Kasus ini menyorotin kerentanan yang dihadapi Korea Selatan dan Jerman sehubungan dengan ketergantungan ekonomi kedua negara itu yang semakin meningkat pada Cina, sementara mereka masih mengandalkan AS untuk sektor keamanan.

Ketegangan geopolitik Cina dan AS tengah meningkat dan jika hal ini mengarah pada polarisasi dunia di sepanjang garis blok era Perang Dingin, maka ini bakal menghantam ekonomi Jerman dan Korea Selatan yang bergantung pada ekspor.

"Kedua negara sangat bergantung pada ekspor," kata Eric Ballbach, pakar Asia di Institut Jerman untuk urusan international dan keamanan, seraya menambahkan bahwa mereka "punya kepentingan yang kuat dan sama dalam mempertahankan tatanan internasional berbasis aturan."

"Keduanya berkomitmen pada lembaga dan organisasi multilateral yang kuat, untuk membebaskan jalur laut dan rute perdagangan."

Kapan Scholz kunjungi Seoul?

Merespons tantangan yang kain meningkat, kedua belah pihak ingin memperdalam kemitraannya, hal itu dibuktikan dengan bergabungnya mereka di PBB untuk mengutuk perang Rusia di Ukraina, dan ketika kala fregat Jerman, Bayern, dikerahkan ke Asia Timur pada tahun 2021 guna mendukung sanksi internasional terhadap Korea Utara.

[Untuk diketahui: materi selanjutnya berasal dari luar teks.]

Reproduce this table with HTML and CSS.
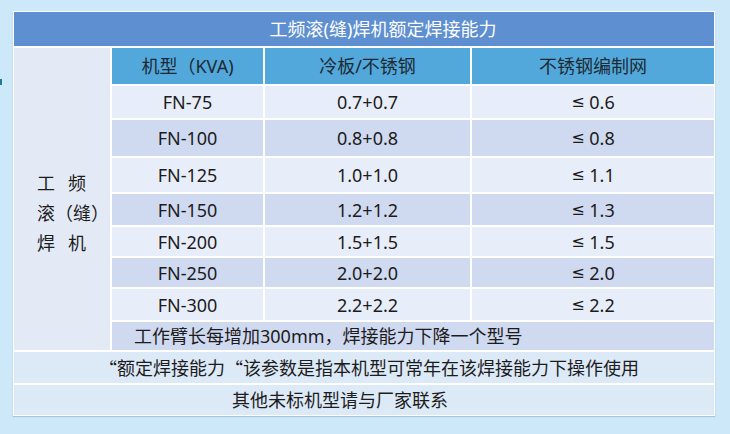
FILE: index.html
```html
<!DOCTYPE html>
<html lang="zh-CN">
<head>
<meta charset="utf-8">
<title>工频滚(缝)焊机额定焊接能力</title>
<link rel="stylesheet" href="styles.css">
</head>
<body>
<div class="page">
  <div class="spec">
    <div class="cell title">工频滚(缝)焊机额定焊接能力</div>

    <div class="cell side">
      <div class="side-text">
        <div class="pair"><span>工</span><span>频</span></div>
        <div>滚（缝）</div>
        <div class="pair"><span>焊</span><span>机</span></div>
      </div>
    </div>

    <div class="cell head">机型（KVA)</div>
    <div class="cell head">冷板/不锈钢</div>
    <div class="cell head">不锈钢编制网</div>

    <div class="cell light">FN-75</div>
    <div class="cell light">0.7+0.7</div>
    <div class="cell light"><span class="le">≤</span>&nbsp;0.6</div>

    <div class="cell dark">FN-100</div>
    <div class="cell dark">0.8+0.8</div>
    <div class="cell dark"><span class="le">≤</span>&nbsp;0.8</div>

    <div class="cell light">FN-125</div>
    <div class="cell light">1.0+1.0</div>
    <div class="cell light"><span class="le">≤</span>&nbsp;1.1</div>

    <div class="cell dark">FN-150</div>
    <div class="cell dark">1.2+1.2</div>
    <div class="cell dark"><span class="le">≤</span>&nbsp;1.3</div>

    <div class="cell light">FN-200</div>
    <div class="cell light">1.5+1.5</div>
    <div class="cell light"><span class="le">≤</span>&nbsp;1.5</div>

    <div class="cell dark">FN-250</div>
    <div class="cell dark">2.0+2.0</div>
    <div class="cell dark"><span class="le">≤</span>&nbsp;2.0</div>

    <div class="cell light">FN-300</div>
    <div class="cell light">2.2+2.2</div>
    <div class="cell light"><span class="le">≤</span>&nbsp;2.2</div>

    <div class="cell dark note">工作臂长每增加300mm，焊接能力下降一个型号</div>

    <div class="cell full full-a"><span class="cjk">“</span>额定焊接能力<span class="cjk">“</span>该参数是指本机型可常年在该焊接能力下操作使用</div>
    <div class="cell full full-b">其他未标机型请与厂家联系</div>
  </div>
</div>
</body>
</html>
```

FILE: styles.css
```css
html, body {
  margin: 0;
  padding: 0;
}

body {
  background: #cde8f8;
  font-family: "Noto Sans", "Noto Sans CJK SC", sans-serif;
  font-size: 18px;
  color: #1c1c1c;
  width: 730px;
  height: 434px;
  overflow: hidden;
}

.page {
  position: relative;
  padding: 11px 0 0 13px;
  height: 423px;
}

.page::before {
  content: "";
  position: absolute;
  left: 0;
  top: 79px;
  width: 2px;
  height: 6px;
  background: #1f7d92;
}

.spec {
  width: 700px;
  border: 1px solid #ffffff;
  background: #ffffff;
  display: grid;
  grid-template-columns: 96px 151px 205px 242px;
  grid-template-rows: 34px 36px 32px 36px 34px 31px 29px 29px 31px 28px 31px 30px;
  column-gap: 2px;
  row-gap: 2px;
  box-shadow: 0 1px 1px rgba(120, 130, 150, 0.35);
}

.cell {
  display: flex;
  align-items: center;
  justify-content: center;
  white-space: nowrap;
  line-height: 1;
}

.le {
  font-family: "DejaVu Sans", "Liberation Sans", sans-serif;
  font-size: 16px;
}

.cjk {
  font-family: "Noto Sans CJK SC", sans-serif;
}

.title {
  grid-column: 1 / 5;
  background: #5e8fd0;
  color: #ffffff;
  padding-left: 38px;
}

.head {
  background: #52a8da;
  color: #1e2a33;
}

.side {
  grid-column: 1;
  grid-row: 2 / 11;
  background: #e3eaf6;
  justify-content: flex-start;
  padding: 28px 0 0 23px;
}

.side-text {
  display: flex;
  flex-direction: column;
  line-height: 30px;
}

.pair {
  display: flex;
  gap: 13px;
}

.light {
  background: #e8eef9;
}

.dark {
  background: #cfd9f0;
}

.note {
  grid-column: 2 / 5;
  justify-content: flex-start;
  padding-left: 22px;
}

.full {
  grid-column: 1 / 5;
  background: #dce9f7;
}

.full-a {
  padding-left: 10px;
}

.full-b {
  padding-right: 48px;
}
```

Ballbach menyebut semua langkah ini berada di arah yang benar, tetapi ini hanya permulaan.

"Saya berharap orang-orang di Jerman akan segera menyadari bahwa Korea Selatan adalah mitra yang sangat penting dan bakal semakin penting di masa depan. Saya juga berharap hal ini akan tercermin secara politis," kata Ballbach, dengan menunjukkan bahwa sudah hampir 30 tahun sejak kanselir Jerman terakhir melakukan kunjungan bilateral ke Korea Selatan.

Pada tahun 2010, Kanselir Angela Merkel mengunjungi Korea Selatan, tetapi hanya untuk menghadiri pertemuan G20.

Dubes kim menyebut Korea Selatan sangat menantikan kunjungan Kanselir Jerman.

"Baik Korea Selatan dan Jerman perlu belajar satu sama lain," tegas Dubes Kim. Dia menambahkan, "saya tegaskan kepada kolega Jerman bahwa Korea Selatan dan Jerman perlu untuk bicara lebih lanjut terkait strategi menyangkut Cina."

"Selain hubungan bilateral, kita bisa bekerja sama dalam berbagai isu regional dan global, termasuk kerja sama lebih lanjut di kawasan Indo-Pasifik," tambahnya.